**The problem:** Copy out the material below in full, but not its images.
────────────────
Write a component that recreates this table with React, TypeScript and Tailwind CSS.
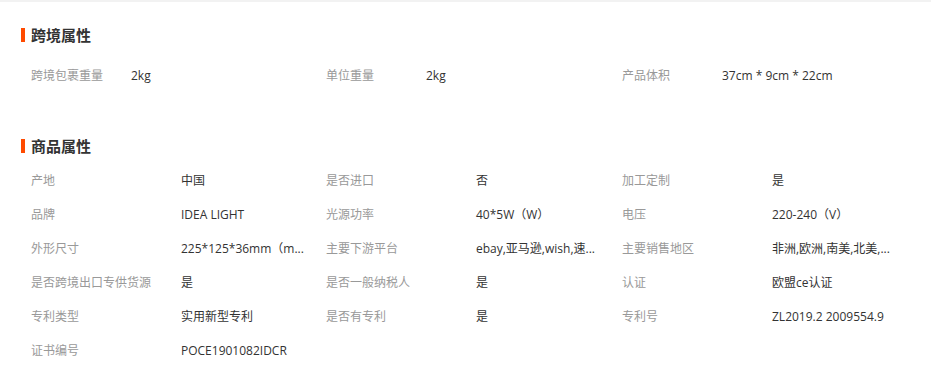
import React from "react";

const font = { fontFamily: '"Open Sans", "Noto Sans CJK SC", sans-serif' };

const cross = [
  ["跨境包裹重量", "2kg"],
  ["单位重量", "2kg"],
  ["产品体积", "37cm * 9cm * 22cm"],
];

const attrs: [string, string][] = [
  ["产地", "中国"],
  ["是否进口", "否"],
  ["加工定制", "是"],
  ["品牌", "IDEA LIGHT"],
  ["光源功率", "40*5W（W）"],
  ["电压", "220-240（V）"],
  ["外形尺寸", "225*125*36mm（m..."],
  ["主要下游平台", "ebay,亚马逊,wish,速..."],
  ["主要销售地区", "非洲,欧洲,南美,北美,..."],
  ["是否跨境出口专供货源", "是"],
  ["是否一般纳税人", "是"],
  ["认证", "欧盟ce认证"],
  ["专利类型", "实用新型专利"],
  ["是否有专利", "是"],
  ["专利号", "ZL2019.2 2009554.9"],
  ["证书编号", "POCE1901082IDCR"],
];

function Heading({ text }: { text: string }) {
  return (
    <div className="flex items-center h-[20px]">
      <div className="w-[4px] h-[14px] bg-[#ff4a00] mr-[6px]" />
      <span
        className="text-[15px] font-bold text-[#333] leading-[20px]"
        style={{ fontFamily: '"Noto Sans CJK SC", sans-serif' }}
      >
        {text}
      </span>
    </div>
  );
}

export default function App() {
  return (
    <div className="w-[931px] h-[380px] bg-white overflow-hidden text-[12px]" style={font}>
      <div className="h-[2px] bg-[#f2f2f2]" />
      <div className="pl-[21px]">
        <div className="mt-[23px]">
          <Heading text="跨境属性" />
        </div>
        <div className="mt-[14px] pl-[10px] grid grid-cols-[295px_296px_1fr]">
          {cross.map(([l, v]) => (
            <div key={l} className="flex items-center h-[34px]">
              <span className="w-[100px] text-[#999]">{l}</span>
              <span className="text-[#333]">{v}</span>
            </div>
          ))}
        </div>
        <div className="mt-[43px]">
          <Heading text="商品属性" />
        </div>
        <div className="mt-[8px] pl-[10px] grid grid-cols-[295px_296px_1fr]">
          {attrs.map(([l, v]) => (
            <div key={l} className="flex items-center h-[34px]">
              <span className="w-[150px] text-[#999] whitespace-nowrap">{l}</span>
              <span className="text-[#333] whitespace-nowrap">{v}</span>
            </div>
          ))}
        </div>
      </div>
    </div>
  );
}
────────────────
**Answer below:**
Write a component that recreates this table with React, TypeScript and Tailwind CSS.
import React from "react";

const font = { fontFamily: '"Open Sans", "Noto Sans CJK SC", sans-serif' };

const cross = [
  ["跨境包裹重量", "2kg"],
  ["单位重量", "2kg"],
  ["产品体积", "37cm * 9cm * 22cm"],
];

const attrs: [string, string][] = [
  ["产地", "中国"],
  ["是否进口", "否"],
  ["加工定制", "是"],
  ["品牌", "IDEA LIGHT"],
  ["光源功率", "40*5W（W）"],
  ["电压", "220-240（V）"],
  ["外形尺寸", "225*125*36mm（m..."],
  ["主要下游平台", "ebay,亚马逊,wish,速..."],
  ["主要销售地区", "非洲,欧洲,南美,北美,..."],
  ["是否跨境出口专供货源", "是"],
  ["是否一般纳税人", "是"],
  ["认证", "欧盟ce认证"],
  ["专利类型", "实用新型专利"],
  ["是否有专利", "是"],
  ["专利号", "ZL2019.2 2009554.9"],
  ["证书编号", "POCE1901082IDCR"],
];

function Heading({ text }: { text: string }) {
  return (
    <div className="flex items-center h-[20px]">
      <div className="w-[4px] h-[14px] bg-[#ff4a00] mr-[6px]" />
      <span
        className="text-[15px] font-bold text-[#333] leading-[20px]"
        style={{ fontFamily: '"Noto Sans CJK SC", sans-serif' }}
      >
        {text}
      </span>
    </div>
  );
}

export default function App() {
  return (
    <div className="w-[931px] h-[380px] bg-white overflow-hidden text-[12px]" style={font}>
      <div className="h-[2px] bg-[#f2f2f2]" />
      <div className="pl-[21px]">
        <div className="mt-[23px]">
          <Heading text="跨境属性" />
        </div>
        <div className="mt-[14px] pl-[10px] grid grid-cols-[295px_296px_1fr]">
          {cross.map(([l, v]) => (
            <div key={l} className="flex items-center h-[34px]">
              <span className="w-[100px] text-[#999]">{l}</span>
              <span className="text-[#333]">{v}</span>
            </div>
          ))}
        </div>
        <div className="mt-[43px]">
          <Heading text="商品属性" />
        </div>
        <div className="mt-[8px] pl-[10px] grid grid-cols-[295px_296px_1fr]">
          {attrs.map(([l, v]) => (
            <div key={l} className="flex items-center h-[34px]">
              <span className="w-[150px] text-[#999] whitespace-nowrap">{l}</span>
              <span className="text-[#333] whitespace-nowrap">{v}</span>
            </div>
          ))}
        </div>
      </div>
    </div>
  );
}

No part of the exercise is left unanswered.